### Exercise requirements
In the data below, find every line with the string "index" and pull it out.

### Data in this exercise
* Begin *

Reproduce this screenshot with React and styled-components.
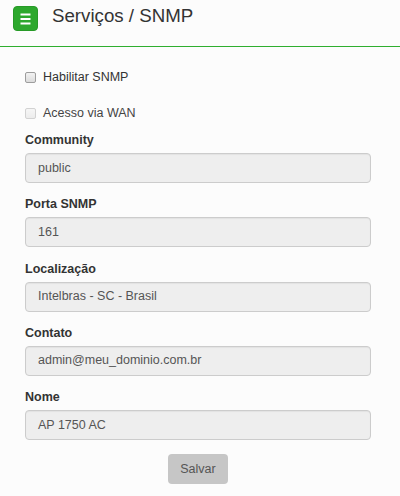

* End *
* Begin *

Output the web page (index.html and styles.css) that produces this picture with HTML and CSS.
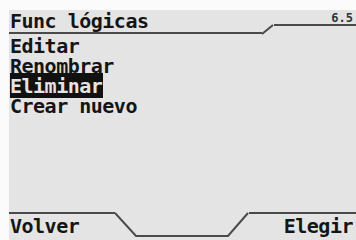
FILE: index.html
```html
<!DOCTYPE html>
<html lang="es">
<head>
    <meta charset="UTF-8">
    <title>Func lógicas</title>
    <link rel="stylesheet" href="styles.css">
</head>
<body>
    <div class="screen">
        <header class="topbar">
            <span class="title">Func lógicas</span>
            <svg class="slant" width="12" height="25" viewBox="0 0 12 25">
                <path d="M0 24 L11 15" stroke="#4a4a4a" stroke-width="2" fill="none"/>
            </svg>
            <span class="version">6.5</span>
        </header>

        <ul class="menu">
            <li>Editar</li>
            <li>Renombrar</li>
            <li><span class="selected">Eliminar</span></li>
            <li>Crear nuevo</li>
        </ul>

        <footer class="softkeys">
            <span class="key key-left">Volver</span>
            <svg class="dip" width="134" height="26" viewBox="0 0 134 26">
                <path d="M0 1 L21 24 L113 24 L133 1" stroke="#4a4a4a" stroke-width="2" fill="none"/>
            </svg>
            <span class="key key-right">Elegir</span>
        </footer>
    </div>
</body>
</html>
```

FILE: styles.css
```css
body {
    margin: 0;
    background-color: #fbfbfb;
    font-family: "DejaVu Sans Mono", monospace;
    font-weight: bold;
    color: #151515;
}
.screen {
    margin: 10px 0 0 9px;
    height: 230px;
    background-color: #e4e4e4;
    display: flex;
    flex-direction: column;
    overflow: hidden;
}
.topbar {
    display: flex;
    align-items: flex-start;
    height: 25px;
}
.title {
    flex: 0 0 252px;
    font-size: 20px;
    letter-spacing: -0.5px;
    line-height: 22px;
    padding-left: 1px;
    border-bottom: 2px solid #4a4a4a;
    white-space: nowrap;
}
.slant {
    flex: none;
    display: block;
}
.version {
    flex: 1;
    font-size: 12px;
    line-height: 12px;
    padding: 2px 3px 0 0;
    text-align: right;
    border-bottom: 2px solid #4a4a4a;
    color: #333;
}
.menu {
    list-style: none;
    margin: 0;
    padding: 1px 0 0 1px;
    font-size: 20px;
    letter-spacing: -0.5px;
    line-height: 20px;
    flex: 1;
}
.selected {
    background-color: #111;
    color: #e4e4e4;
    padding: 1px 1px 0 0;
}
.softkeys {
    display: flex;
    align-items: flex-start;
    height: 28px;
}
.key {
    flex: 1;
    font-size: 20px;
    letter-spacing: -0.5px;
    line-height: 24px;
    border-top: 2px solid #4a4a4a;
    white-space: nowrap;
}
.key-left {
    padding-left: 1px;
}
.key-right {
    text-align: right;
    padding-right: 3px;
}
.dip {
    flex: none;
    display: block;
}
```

* End *
* Begin *

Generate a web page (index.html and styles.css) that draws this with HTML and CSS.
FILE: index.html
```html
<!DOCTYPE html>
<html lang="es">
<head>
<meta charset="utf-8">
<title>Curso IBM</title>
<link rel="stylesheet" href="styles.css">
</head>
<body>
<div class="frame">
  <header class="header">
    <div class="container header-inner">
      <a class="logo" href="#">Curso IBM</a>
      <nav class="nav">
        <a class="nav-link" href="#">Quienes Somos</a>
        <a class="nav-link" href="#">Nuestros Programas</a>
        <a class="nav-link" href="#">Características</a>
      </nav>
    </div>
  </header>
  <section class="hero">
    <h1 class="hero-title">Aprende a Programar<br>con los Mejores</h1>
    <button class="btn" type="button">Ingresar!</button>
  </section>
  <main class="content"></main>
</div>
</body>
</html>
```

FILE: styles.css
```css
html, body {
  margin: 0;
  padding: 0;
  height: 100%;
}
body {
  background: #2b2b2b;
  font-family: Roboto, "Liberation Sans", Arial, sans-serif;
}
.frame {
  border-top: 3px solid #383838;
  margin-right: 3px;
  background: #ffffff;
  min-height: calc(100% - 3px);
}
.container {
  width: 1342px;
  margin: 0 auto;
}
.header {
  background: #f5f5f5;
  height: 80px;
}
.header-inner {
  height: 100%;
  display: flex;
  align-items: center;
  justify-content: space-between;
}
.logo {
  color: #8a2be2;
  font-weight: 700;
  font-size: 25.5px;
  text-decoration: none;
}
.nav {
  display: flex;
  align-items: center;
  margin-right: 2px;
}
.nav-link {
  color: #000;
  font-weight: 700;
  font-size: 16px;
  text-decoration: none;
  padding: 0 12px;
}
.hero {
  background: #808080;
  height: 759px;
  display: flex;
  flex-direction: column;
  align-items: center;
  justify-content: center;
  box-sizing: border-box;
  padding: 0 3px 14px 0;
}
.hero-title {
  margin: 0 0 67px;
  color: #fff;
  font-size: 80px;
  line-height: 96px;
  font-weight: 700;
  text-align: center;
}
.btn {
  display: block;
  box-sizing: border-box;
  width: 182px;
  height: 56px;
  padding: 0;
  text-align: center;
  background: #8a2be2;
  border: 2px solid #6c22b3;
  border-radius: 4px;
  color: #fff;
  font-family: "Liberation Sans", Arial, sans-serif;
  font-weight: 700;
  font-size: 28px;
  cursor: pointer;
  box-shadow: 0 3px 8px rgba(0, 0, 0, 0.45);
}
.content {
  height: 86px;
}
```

* End *

### Result below
Output the web page (index.html and styles.css) that produces this picture with HTML and CSS.
FILE: index.html
Generate a web page (index.html and styles.css) that draws this with HTML and CSS.
FILE: index.html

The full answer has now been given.